• _WORK INSTRUCTIONS_:
Pictures stay out of your copy, but everything else in the records below must be repeated exactly.

# Start of EXCERPTED DATA

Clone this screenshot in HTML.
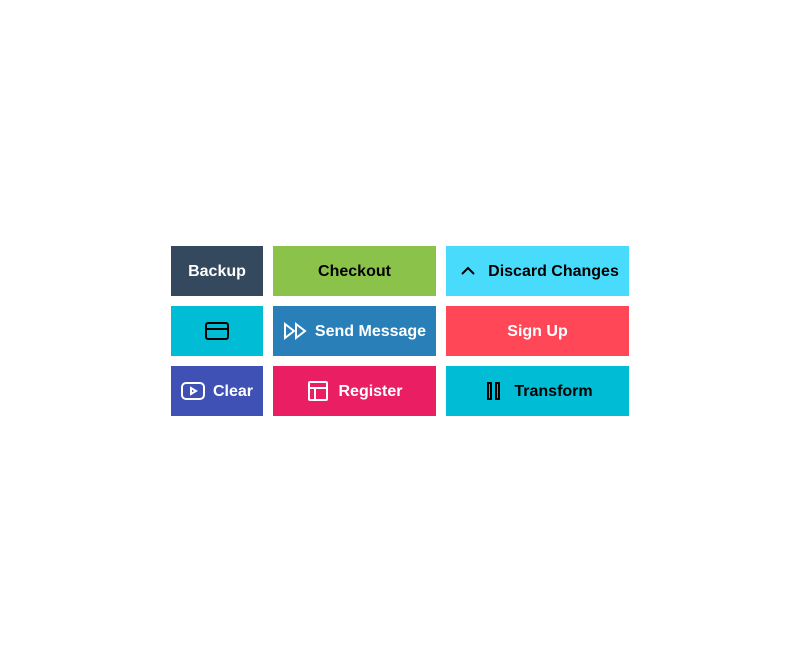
<!DOCTYPE html>
<html><head><style>
body{margin:0;width:800px;height:661px;background:#fff;font-family:"Liberation Sans",sans-serif;}
.b{position:absolute;height:48px;padding-top:2px;display:flex;align-items:center;justify-content:center;font-weight:bold;font-size:16px;color:#fff;}
.b svg{margin-right:8px;margin-top:-2px;}
</style></head><body>
<div class="b" style="left:171px;top:246px;width:92px;background:#34495e">Backup</div>
<div class="b" style="left:273px;top:246px;width:163px;background:#8bc34a;color:#000">Checkout</div>
<div class="b" style="left:446px;top:246px;width:183px;background:#48dbfb;color:#000"><svg width="24" height="24" viewBox="0 0 24 24" fill="none" stroke="#000" stroke-width="2"><path d="M6 15l6-6 6 6"/></svg>Discard Changes</div>
<div class="b" style="left:171px;top:306px;width:92px;background:#00bcd4"><svg style="margin:-2px 0 0 0" width="24" height="24" viewBox="0 0 24 24" fill="none" stroke="#000" stroke-width="2"><rect x="1" y="4" width="22" height="16" rx="2"/><path d="M1 10h22"/></svg></div>
<div class="b" style="left:273px;top:306px;width:163px;background:#2980b9"><svg width="24" height="24" viewBox="0 0 24 24" fill="none" stroke="#fff" stroke-width="2"><path d="M2 5l9 7-9 7zM13 5l9 7-9 7z"/></svg>Send Message</div>
<div class="b" style="left:446px;top:306px;width:183px;background:#ff4757">Sign Up</div>
<div class="b" style="left:171px;top:366px;width:92px;background:#3f51b5"><svg width="24" height="24" viewBox="0 0 24 24" fill="none" stroke="#fff" stroke-width="2"><rect x="1" y="4" width="22" height="16" rx="4"/><path d="M10 9l5 3-5 3z"/></svg>Clear</div>
<div class="b" style="left:273px;top:366px;width:163px;background:#e91e63"><svg width="24" height="24" viewBox="0 0 24 24" fill="none" stroke="#fff" stroke-width="2"><rect x="3" y="3" width="18" height="18" rx="1"/><path d="M3 9h18M9 9v12"/></svg>Register</div>
<div class="b" style="left:446px;top:366px;width:183px;background:#00bcd4;color:#000"><svg width="24" height="24" viewBox="0 0 24 24" fill="none" stroke="#000" stroke-width="2"><rect x="6" y="4" width="3" height="16"/><rect x="14" y="4" width="3" height="16"/></svg>Transform</div>
</body></html>
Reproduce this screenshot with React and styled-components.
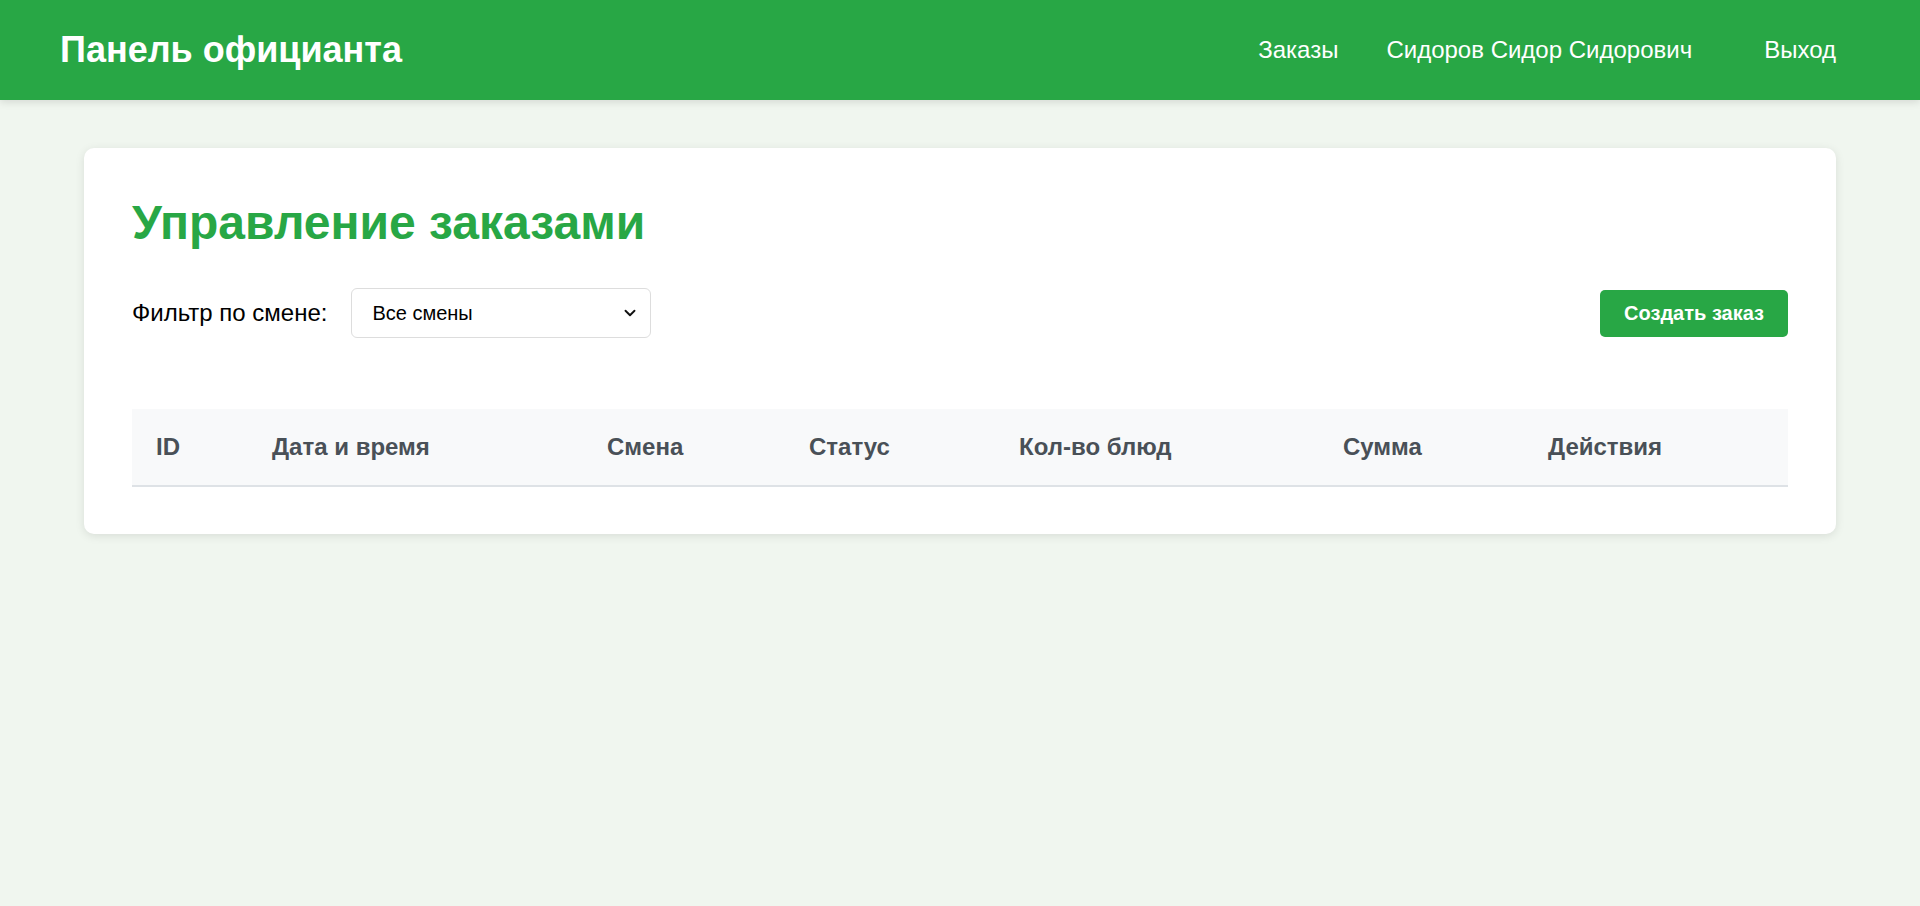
import styled, { createGlobalStyle } from "styled-components";
import { ChevronDown } from "lucide-react";

const GlobalStyle = createGlobalStyle`
  body {
    margin: 0;
    background: #f0f6ef;
    font-family: "Liberation Sans", Arial, sans-serif;
  }
`;

const Header = styled("header")`
  height: 100px;
  padding: 0 60px;
  display: flex;
  justify-content: space-between;
  align-items: center;
  background: #28a745;
  box-shadow: 0 2px 8px rgba(0, 0, 0, 0.12);

  .brand {
    margin: 0;
    color: #fff;
    font-size: 36px;
    font-weight: 700;
  }
`;

const Nav = styled("nav")`
  display: flex;
  align-items: center;
  gap: 48px;
`;

const NavLink = styled("a")`
  color: #fff;
  font-size: 24px;
  text-decoration: none;
`;

const LogoutButton = styled("button")`
  background: transparent;
  border: none;
  color: #fff;
  font-family: inherit;
  font-size: 24px;
  padding: 8px 24px;
  cursor: pointer;
`;

const Main = styled("main")`
  padding: 48px 84px;
`;

const Card = styled("section")`
  background: #fff;
  border-radius: 10px;
  padding: 47px 48px 47px;
  box-shadow: 0 2px 10px rgba(0, 0, 0, 0.1);

  .title {
    margin: 0 0 38px;
    color: #28a745;
    font-size: 48px;
    font-weight: 700;
  }
`;

const Toolbar = styled("div")`
  display: flex;
  justify-content: space-between;
  align-items: center;
`;

const FilterGroup = styled("div")`
  display: flex;
  align-items: center;
  gap: 24px;

  label {
    font-size: 24px;
    color: #000;
  }
`;

const SelectWrap = styled("div")`
  position: relative;
  width: 300px;

  svg {
    position: absolute;
    right: 12px;
    top: 50%;
    transform: translateY(-50%);
    pointer-events: none;
    color: #111;
  }
`;

const Select = styled("select")`
  width: 100%;
  height: 50px;
  padding: 0 40px 0 20px;
  border: 1px solid #ddd;
  border-radius: 6px;
  background: #fff;
  font-family: inherit;
  font-size: 20px;
  color: #000;
  appearance: none;
`;

const CreateButton = styled("button")`
  background: #28a745;
  color: #fff;
  border: none;
  border-radius: 5px;
  padding: 12px 24px;
  font-family: inherit;
  font-size: 20px;
  font-weight: 700;
  cursor: pointer;
`;

const Table = styled("table")`
  width: 100%;
  margin-top: 71px;
  border-collapse: collapse;
`;

const Th = styled("th")`
  width: ${(p) => p.$w}px;
  padding: 24px;
  text-align: left;
  background: #f8f9fa;
  color: #495057;
  font-size: 24px;
  font-weight: 700;
  border-bottom: 2px solid #dee2e6;
  white-space: nowrap;
`;

const columns = [
  { title: "ID", w: 116 },
  { title: "Дата и время", w: 335 },
  { title: "Смена", w: 202 },
  { title: "Статус", w: 210 },
  { title: "Кол-во блюд", w: 324 },
  { title: "Сумма", w: 205 },
  { title: "Действия", w: 264 },
];

const App = () => {
  return (
    <>
      <GlobalStyle />
      <Header>
        <h1 className="brand">Панель официанта</h1>
        <Nav>
          <NavLink href="#">Заказы</NavLink>
          <NavLink as="span">Сидоров Сидор Сидорович</NavLink>
          <LogoutButton>Выход</LogoutButton>
        </Nav>
      </Header>
      <Main>
        <Card>
          <h1 className="title">Управление заказами</h1>
          <Toolbar>
            <FilterGroup>
              <label htmlFor="shift">Фильтр по смене:</label>
              <SelectWrap>
                <Select id="shift" defaultValue="all">
                  <option value="all">Все смены</option>
                </Select>
                <ChevronDown size={18} strokeWidth={2.5} />
              </SelectWrap>
            </FilterGroup>
            <CreateButton>Создать заказ</CreateButton>
          </Toolbar>
          <Table>
            <thead>
              <tr>
                {columns.map((c) => (
                  <Th key={c.title} $w={c.w - 48}>
                    {c.title}
                  </Th>
                ))}
              </tr>
            </thead>
            <tbody />
          </Table>
        </Card>
      </Main>
    </>
  );
};

export default App;
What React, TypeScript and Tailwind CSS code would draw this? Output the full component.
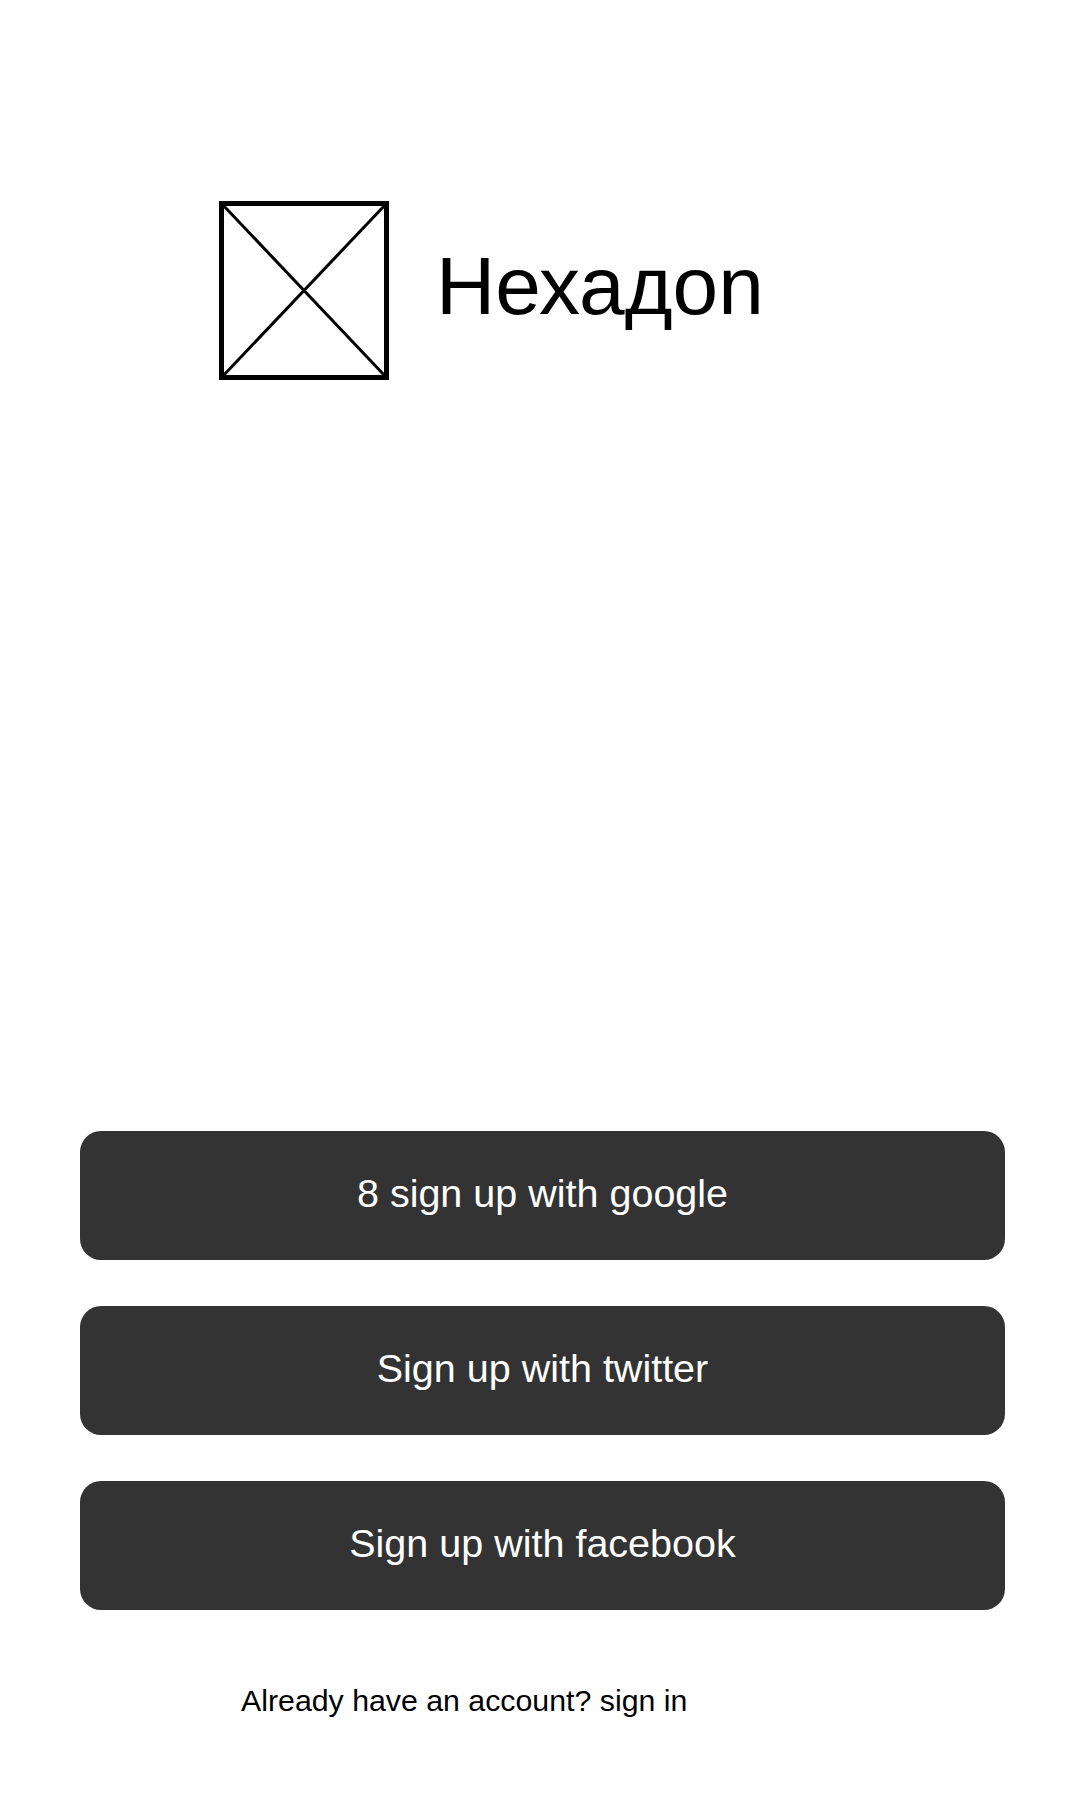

# End of EXCERPTED DATA

• _RESULT_:
Clone this screenshot in HTML.
<!DOCTYPE html>
<html><head><style>
body{margin:0;width:800px;height:661px;background:#fff;font-family:"Liberation Sans",sans-serif;}
.b{position:absolute;height:48px;padding-top:2px;display:flex;align-items:center;justify-content:center;font-weight:bold;font-size:16px;color:#fff;}
.b svg{margin-right:8px;margin-top:-2px;}
</style></head><body>
<div class="b" style="left:171px;top:246px;width:92px;background:#34495e">Backup</div>
<div class="b" style="left:273px;top:246px;width:163px;background:#8bc34a;color:#000">Checkout</div>
<div class="b" style="left:446px;top:246px;width:183px;background:#48dbfb;color:#000"><svg width="24" height="24" viewBox="0 0 24 24" fill="none" stroke="#000" stroke-width="2"><path d="M6 15l6-6 6 6"/></svg>Discard Changes</div>
<div class="b" style="left:171px;top:306px;width:92px;background:#00bcd4"><svg style="margin:-2px 0 0 0" width="24" height="24" viewBox="0 0 24 24" fill="none" stroke="#000" stroke-width="2"><rect x="1" y="4" width="22" height="16" rx="2"/><path d="M1 10h22"/></svg></div>
<div class="b" style="left:273px;top:306px;width:163px;background:#2980b9"><svg width="24" height="24" viewBox="0 0 24 24" fill="none" stroke="#fff" stroke-width="2"><path d="M2 5l9 7-9 7zM13 5l9 7-9 7z"/></svg>Send Message</div>
<div class="b" style="left:446px;top:306px;width:183px;background:#ff4757">Sign Up</div>
<div class="b" style="left:171px;top:366px;width:92px;background:#3f51b5"><svg width="24" height="24" viewBox="0 0 24 24" fill="none" stroke="#fff" stroke-width="2"><rect x="1" y="4" width="22" height="16" rx="4"/><path d="M10 9l5 3-5 3z"/></svg>Clear</div>
<div class="b" style="left:273px;top:366px;width:163px;background:#e91e63"><svg width="24" height="24" viewBox="0 0 24 24" fill="none" stroke="#fff" stroke-width="2"><rect x="3" y="3" width="18" height="18" rx="1"/><path d="M3 9h18M9 9v12"/></svg>Register</div>
<div class="b" style="left:446px;top:366px;width:183px;background:#00bcd4;color:#000"><svg width="24" height="24" viewBox="0 0 24 24" fill="none" stroke="#000" stroke-width="2"><rect x="6" y="4" width="3" height="16"/><rect x="14" y="4" width="3" height="16"/></svg>Transform</div>
</body></html>
Reproduce this screenshot with React and styled-components.
import styled, { createGlobalStyle } from "styled-components";
import { ChevronDown } from "lucide-react";

const GlobalStyle = createGlobalStyle`
  body {
    margin: 0;
    background: #f0f6ef;
    font-family: "Liberation Sans", Arial, sans-serif;
  }
`;

const Header = styled("header")`
  height: 100px;
  padding: 0 60px;
  display: flex;
  justify-content: space-between;
  align-items: center;
  background: #28a745;
  box-shadow: 0 2px 8px rgba(0, 0, 0, 0.12);

  .brand {
    margin: 0;
    color: #fff;
    font-size: 36px;
    font-weight: 700;
  }
`;

const Nav = styled("nav")`
  display: flex;
  align-items: center;
  gap: 48px;
`;

const NavLink = styled("a")`
  color: #fff;
  font-size: 24px;
  text-decoration: none;
`;

const LogoutButton = styled("button")`
  background: transparent;
  border: none;
  color: #fff;
  font-family: inherit;
  font-size: 24px;
  padding: 8px 24px;
  cursor: pointer;
`;

const Main = styled("main")`
  padding: 48px 84px;
`;

const Card = styled("section")`
  background: #fff;
  border-radius: 10px;
  padding: 47px 48px 47px;
  box-shadow: 0 2px 10px rgba(0, 0, 0, 0.1);

  .title {
    margin: 0 0 38px;
    color: #28a745;
    font-size: 48px;
    font-weight: 700;
  }
`;

const Toolbar = styled("div")`
  display: flex;
  justify-content: space-between;
  align-items: center;
`;

const FilterGroup = styled("div")`
  display: flex;
  align-items: center;
  gap: 24px;

  label {
    font-size: 24px;
    color: #000;
  }
`;

const SelectWrap = styled("div")`
  position: relative;
  width: 300px;

  svg {
    position: absolute;
    right: 12px;
    top: 50%;
    transform: translateY(-50%);
    pointer-events: none;
    color: #111;
  }
`;

const Select = styled("select")`
  width: 100%;
  height: 50px;
  padding: 0 40px 0 20px;
  border: 1px solid #ddd;
  border-radius: 6px;
  background: #fff;
  font-family: inherit;
  font-size: 20px;
  color: #000;
  appearance: none;
`;

const CreateButton = styled("button")`
  background: #28a745;
  color: #fff;
  border: none;
  border-radius: 5px;
  padding: 12px 24px;
  font-family: inherit;
  font-size: 20px;
  font-weight: 700;
  cursor: pointer;
`;

const Table = styled("table")`
  width: 100%;
  margin-top: 71px;
  border-collapse: collapse;
`;

const Th = styled("th")`
  width: ${(p) => p.$w}px;
  padding: 24px;
  text-align: left;
  background: #f8f9fa;
  color: #495057;
  font-size: 24px;
  font-weight: 700;
  border-bottom: 2px solid #dee2e6;
  white-space: nowrap;
`;

const columns = [
  { title: "ID", w: 116 },
  { title: "Дата и время", w: 335 },
  { title: "Смена", w: 202 },
  { title: "Статус", w: 210 },
  { title: "Кол-во блюд", w: 324 },
  { title: "Сумма", w: 205 },
  { title: "Действия", w: 264 },
];

const App = () => {
  return (
    <>
      <GlobalStyle />
      <Header>
        <h1 className="brand">Панель официанта</h1>
        <Nav>
          <NavLink href="#">Заказы</NavLink>
          <NavLink as="span">Сидоров Сидор Сидорович</NavLink>
          <LogoutButton>Выход</LogoutButton>
        </Nav>
      </Header>
      <Main>
        <Card>
          <h1 className="title">Управление заказами</h1>
          <Toolbar>
            <FilterGroup>
              <label htmlFor="shift">Фильтр по смене:</label>
              <SelectWrap>
                <Select id="shift" defaultValue="all">
                  <option value="all">Все смены</option>
                </Select>
                <ChevronDown size={18} strokeWidth={2.5} />
              </SelectWrap>
            </FilterGroup>
            <CreateButton>Создать заказ</CreateButton>
          </Toolbar>
          <Table>
            <thead>
              <tr>
                {columns.map((c) => (
                  <Th key={c.title} $w={c.w - 48}>
                    {c.title}
                  </Th>
                ))}
              </tr>
            </thead>
            <tbody />
          </Table>
        </Card>
      </Main>
    </>
  );
};

export default App;
What React, TypeScript and Tailwind CSS code would draw this? Output the full component.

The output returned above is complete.